Your objective = Look through the material below and give the number of lines holding "this", with no other words.

#####

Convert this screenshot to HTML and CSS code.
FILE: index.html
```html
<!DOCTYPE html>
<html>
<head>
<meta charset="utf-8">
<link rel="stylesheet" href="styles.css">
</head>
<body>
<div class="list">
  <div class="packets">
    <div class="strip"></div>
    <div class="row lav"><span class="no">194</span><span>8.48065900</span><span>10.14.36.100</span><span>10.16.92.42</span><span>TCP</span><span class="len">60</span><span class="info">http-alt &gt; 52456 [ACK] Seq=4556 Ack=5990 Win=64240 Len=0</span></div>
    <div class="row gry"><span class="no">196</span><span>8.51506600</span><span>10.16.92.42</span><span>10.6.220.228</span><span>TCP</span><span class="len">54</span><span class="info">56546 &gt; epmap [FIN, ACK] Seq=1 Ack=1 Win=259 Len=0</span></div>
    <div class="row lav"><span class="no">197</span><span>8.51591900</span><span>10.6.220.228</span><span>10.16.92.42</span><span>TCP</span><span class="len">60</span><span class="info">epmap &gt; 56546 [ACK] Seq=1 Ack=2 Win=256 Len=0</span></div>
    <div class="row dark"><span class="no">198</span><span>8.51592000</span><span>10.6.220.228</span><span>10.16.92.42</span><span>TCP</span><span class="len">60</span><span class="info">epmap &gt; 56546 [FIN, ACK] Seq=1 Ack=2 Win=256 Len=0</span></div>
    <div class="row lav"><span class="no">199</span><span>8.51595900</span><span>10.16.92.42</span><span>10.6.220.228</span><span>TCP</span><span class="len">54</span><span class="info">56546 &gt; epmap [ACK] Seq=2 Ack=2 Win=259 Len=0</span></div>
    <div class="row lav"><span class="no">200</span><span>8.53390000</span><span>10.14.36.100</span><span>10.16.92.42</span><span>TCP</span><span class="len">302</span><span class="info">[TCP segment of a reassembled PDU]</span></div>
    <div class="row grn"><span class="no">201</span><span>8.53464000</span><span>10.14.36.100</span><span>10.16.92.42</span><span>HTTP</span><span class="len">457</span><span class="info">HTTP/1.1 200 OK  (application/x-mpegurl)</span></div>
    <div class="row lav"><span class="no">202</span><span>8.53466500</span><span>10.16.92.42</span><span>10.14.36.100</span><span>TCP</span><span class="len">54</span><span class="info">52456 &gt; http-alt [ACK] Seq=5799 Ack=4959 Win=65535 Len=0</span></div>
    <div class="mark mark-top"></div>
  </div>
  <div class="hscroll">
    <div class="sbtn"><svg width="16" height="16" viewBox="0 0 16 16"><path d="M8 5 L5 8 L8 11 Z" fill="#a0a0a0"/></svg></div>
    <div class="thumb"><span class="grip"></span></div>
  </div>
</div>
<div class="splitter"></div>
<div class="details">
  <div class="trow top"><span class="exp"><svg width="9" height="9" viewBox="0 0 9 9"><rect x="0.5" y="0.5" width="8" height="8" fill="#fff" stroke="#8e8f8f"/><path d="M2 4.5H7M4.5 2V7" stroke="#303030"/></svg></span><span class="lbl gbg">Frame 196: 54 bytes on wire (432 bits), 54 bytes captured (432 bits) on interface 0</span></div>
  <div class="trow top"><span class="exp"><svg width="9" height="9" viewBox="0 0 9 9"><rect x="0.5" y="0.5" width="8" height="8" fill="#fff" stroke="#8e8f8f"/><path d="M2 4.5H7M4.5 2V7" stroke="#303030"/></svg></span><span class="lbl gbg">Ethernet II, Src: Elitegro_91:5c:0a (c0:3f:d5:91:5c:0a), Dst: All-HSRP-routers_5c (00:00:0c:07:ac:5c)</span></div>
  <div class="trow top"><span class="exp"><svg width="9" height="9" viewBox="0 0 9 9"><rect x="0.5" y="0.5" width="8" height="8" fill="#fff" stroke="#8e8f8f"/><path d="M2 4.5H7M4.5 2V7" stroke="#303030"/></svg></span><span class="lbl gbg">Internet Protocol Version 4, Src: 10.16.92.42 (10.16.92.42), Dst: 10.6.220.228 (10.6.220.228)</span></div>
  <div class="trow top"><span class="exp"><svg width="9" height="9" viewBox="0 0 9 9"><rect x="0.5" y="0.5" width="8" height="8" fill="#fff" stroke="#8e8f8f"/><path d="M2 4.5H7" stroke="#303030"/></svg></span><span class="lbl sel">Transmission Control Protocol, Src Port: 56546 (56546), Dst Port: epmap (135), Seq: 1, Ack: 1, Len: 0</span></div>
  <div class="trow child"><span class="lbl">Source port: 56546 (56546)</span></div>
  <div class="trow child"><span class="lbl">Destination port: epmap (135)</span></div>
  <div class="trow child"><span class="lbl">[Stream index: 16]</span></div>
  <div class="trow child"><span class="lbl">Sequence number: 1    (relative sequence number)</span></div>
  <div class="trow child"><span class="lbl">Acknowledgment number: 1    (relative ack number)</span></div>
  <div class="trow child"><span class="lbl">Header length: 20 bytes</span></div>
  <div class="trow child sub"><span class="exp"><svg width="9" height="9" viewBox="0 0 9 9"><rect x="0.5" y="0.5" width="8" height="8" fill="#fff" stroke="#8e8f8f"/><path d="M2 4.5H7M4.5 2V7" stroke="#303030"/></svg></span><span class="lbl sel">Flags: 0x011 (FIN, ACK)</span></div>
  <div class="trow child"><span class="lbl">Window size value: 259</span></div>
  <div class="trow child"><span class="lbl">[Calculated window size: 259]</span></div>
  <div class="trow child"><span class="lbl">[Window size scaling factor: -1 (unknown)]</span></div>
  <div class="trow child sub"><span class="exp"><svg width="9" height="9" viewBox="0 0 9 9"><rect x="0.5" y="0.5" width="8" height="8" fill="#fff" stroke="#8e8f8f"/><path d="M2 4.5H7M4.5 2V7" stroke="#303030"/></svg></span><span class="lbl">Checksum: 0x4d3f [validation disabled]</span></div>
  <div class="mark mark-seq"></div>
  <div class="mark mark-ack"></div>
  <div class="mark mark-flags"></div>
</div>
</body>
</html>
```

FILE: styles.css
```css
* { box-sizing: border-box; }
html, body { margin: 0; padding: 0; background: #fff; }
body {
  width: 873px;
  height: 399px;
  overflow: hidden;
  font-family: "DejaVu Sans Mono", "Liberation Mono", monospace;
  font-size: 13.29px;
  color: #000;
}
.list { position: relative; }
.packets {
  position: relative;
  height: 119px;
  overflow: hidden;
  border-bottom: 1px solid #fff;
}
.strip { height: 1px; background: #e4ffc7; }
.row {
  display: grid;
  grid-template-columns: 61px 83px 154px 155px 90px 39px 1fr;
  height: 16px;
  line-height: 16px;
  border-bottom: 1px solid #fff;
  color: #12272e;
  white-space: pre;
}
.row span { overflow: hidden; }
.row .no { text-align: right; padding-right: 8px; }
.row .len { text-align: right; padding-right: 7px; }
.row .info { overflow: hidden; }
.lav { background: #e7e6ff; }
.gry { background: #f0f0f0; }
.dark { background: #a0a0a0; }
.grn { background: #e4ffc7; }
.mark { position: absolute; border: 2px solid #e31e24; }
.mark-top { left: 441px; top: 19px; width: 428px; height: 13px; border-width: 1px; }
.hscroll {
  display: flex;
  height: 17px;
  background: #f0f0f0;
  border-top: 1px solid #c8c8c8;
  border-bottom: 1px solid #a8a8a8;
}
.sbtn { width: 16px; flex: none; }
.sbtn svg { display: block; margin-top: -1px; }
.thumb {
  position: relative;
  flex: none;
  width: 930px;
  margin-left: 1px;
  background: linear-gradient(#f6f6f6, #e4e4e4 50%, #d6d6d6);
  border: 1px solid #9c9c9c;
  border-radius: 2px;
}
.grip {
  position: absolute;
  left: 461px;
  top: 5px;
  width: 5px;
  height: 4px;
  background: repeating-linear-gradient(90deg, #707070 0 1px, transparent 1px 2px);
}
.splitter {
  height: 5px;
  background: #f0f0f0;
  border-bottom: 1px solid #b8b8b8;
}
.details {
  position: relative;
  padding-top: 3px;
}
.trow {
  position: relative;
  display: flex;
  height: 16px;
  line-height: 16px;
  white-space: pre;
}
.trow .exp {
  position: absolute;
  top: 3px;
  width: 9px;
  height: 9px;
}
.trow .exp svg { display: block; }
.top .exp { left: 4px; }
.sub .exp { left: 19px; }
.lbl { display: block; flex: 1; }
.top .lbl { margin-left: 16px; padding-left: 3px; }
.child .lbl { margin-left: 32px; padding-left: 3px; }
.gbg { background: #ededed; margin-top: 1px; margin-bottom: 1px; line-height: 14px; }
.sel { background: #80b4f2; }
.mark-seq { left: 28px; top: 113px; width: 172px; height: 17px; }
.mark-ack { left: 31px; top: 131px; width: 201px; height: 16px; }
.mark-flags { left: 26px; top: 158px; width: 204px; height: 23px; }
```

#####

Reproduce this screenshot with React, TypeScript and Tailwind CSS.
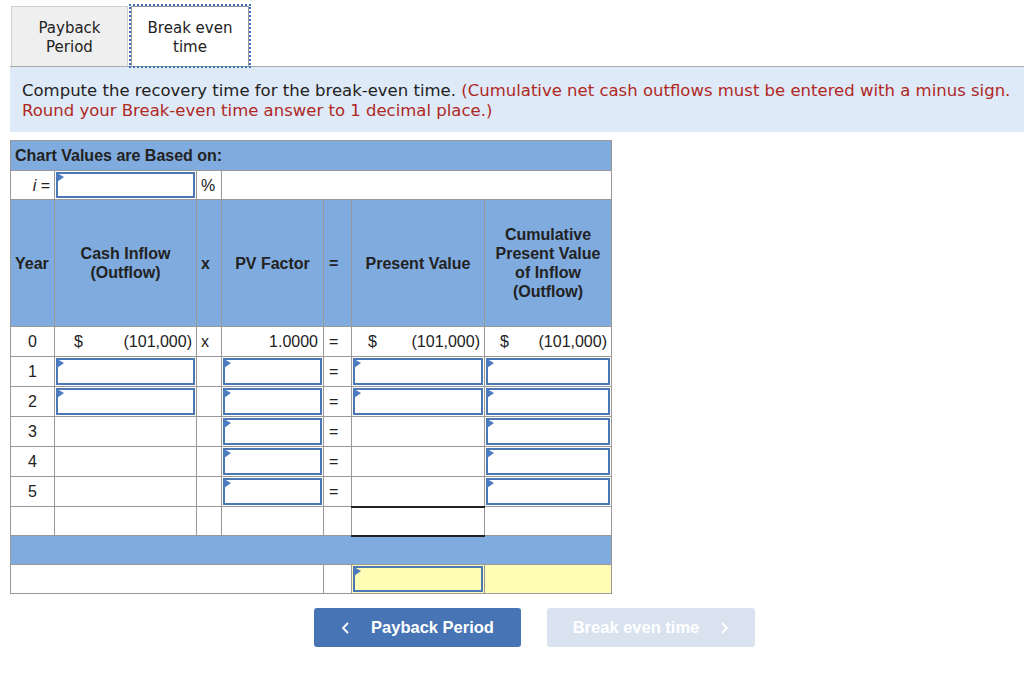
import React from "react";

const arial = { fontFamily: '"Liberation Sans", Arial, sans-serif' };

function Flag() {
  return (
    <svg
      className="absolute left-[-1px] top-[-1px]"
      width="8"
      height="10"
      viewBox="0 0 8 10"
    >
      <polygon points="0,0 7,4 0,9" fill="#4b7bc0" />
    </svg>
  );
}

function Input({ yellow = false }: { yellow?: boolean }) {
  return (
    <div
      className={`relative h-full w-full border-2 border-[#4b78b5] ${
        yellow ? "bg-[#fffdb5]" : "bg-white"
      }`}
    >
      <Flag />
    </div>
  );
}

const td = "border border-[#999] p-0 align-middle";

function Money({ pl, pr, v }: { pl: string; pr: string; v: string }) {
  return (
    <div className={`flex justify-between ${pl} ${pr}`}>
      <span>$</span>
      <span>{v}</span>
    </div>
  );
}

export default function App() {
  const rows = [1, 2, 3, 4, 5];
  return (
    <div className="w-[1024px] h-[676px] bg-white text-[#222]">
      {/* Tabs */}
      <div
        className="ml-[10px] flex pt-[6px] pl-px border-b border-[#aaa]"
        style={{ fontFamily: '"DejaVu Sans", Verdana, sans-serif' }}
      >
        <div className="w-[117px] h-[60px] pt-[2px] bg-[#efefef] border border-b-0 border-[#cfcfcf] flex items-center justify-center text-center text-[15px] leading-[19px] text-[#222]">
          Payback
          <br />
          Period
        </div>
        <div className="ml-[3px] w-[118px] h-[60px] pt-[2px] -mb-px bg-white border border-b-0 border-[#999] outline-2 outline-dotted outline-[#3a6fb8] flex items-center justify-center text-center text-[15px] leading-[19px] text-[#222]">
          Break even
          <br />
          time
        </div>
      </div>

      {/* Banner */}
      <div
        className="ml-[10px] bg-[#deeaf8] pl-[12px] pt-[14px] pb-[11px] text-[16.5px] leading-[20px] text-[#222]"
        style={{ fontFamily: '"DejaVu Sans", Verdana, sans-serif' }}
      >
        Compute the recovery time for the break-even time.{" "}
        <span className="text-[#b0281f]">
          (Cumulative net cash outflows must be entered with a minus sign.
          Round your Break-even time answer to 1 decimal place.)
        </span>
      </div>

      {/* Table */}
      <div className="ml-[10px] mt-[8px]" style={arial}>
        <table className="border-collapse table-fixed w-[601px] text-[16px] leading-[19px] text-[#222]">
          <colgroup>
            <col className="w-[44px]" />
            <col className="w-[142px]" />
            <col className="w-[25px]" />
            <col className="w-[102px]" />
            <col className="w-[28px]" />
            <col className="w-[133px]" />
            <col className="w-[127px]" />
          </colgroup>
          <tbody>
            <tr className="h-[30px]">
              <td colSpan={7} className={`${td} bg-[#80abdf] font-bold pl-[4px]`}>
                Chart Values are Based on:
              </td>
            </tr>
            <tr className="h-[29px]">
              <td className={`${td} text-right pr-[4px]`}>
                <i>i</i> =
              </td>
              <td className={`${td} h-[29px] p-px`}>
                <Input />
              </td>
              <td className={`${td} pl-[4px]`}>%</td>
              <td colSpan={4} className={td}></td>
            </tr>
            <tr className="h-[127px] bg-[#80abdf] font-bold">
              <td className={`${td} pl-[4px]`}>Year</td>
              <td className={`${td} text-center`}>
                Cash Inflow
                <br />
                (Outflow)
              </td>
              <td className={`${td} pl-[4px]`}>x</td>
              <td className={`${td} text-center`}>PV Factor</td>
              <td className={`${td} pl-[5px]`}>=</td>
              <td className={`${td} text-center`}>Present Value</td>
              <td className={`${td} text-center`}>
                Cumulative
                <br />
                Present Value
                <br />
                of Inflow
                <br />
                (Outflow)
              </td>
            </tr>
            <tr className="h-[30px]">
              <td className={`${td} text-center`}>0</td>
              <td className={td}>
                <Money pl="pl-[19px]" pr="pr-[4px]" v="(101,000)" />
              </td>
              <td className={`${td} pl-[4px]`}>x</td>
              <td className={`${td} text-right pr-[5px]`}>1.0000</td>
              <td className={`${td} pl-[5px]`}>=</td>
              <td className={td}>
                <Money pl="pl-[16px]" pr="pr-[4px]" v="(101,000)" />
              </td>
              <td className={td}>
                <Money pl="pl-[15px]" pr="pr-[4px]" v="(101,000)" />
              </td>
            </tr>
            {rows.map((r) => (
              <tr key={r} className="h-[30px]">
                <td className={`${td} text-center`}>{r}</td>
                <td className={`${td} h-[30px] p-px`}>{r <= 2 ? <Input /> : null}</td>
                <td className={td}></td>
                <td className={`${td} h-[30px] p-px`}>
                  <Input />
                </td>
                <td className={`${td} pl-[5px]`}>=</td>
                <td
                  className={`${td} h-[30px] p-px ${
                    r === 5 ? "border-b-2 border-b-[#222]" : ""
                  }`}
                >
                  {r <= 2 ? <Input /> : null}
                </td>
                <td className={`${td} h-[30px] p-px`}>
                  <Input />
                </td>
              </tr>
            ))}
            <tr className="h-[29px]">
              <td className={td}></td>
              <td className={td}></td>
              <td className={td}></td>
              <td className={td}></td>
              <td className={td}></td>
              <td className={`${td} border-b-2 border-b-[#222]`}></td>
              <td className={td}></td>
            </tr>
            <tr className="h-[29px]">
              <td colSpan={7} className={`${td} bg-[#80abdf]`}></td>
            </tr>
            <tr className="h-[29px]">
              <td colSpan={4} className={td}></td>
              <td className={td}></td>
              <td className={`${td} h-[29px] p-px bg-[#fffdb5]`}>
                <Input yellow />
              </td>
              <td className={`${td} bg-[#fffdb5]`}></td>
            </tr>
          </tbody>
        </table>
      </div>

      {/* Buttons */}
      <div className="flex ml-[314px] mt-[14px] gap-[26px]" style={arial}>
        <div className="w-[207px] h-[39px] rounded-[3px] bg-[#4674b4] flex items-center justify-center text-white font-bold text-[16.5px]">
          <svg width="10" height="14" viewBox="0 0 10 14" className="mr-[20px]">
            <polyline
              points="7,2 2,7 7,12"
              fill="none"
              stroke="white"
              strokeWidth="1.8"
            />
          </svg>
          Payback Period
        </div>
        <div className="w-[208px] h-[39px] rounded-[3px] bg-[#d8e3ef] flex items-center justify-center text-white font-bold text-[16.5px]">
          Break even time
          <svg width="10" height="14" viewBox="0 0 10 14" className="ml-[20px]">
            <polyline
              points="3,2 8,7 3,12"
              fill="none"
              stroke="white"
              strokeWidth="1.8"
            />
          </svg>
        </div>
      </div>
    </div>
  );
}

#####

Exercise result = 2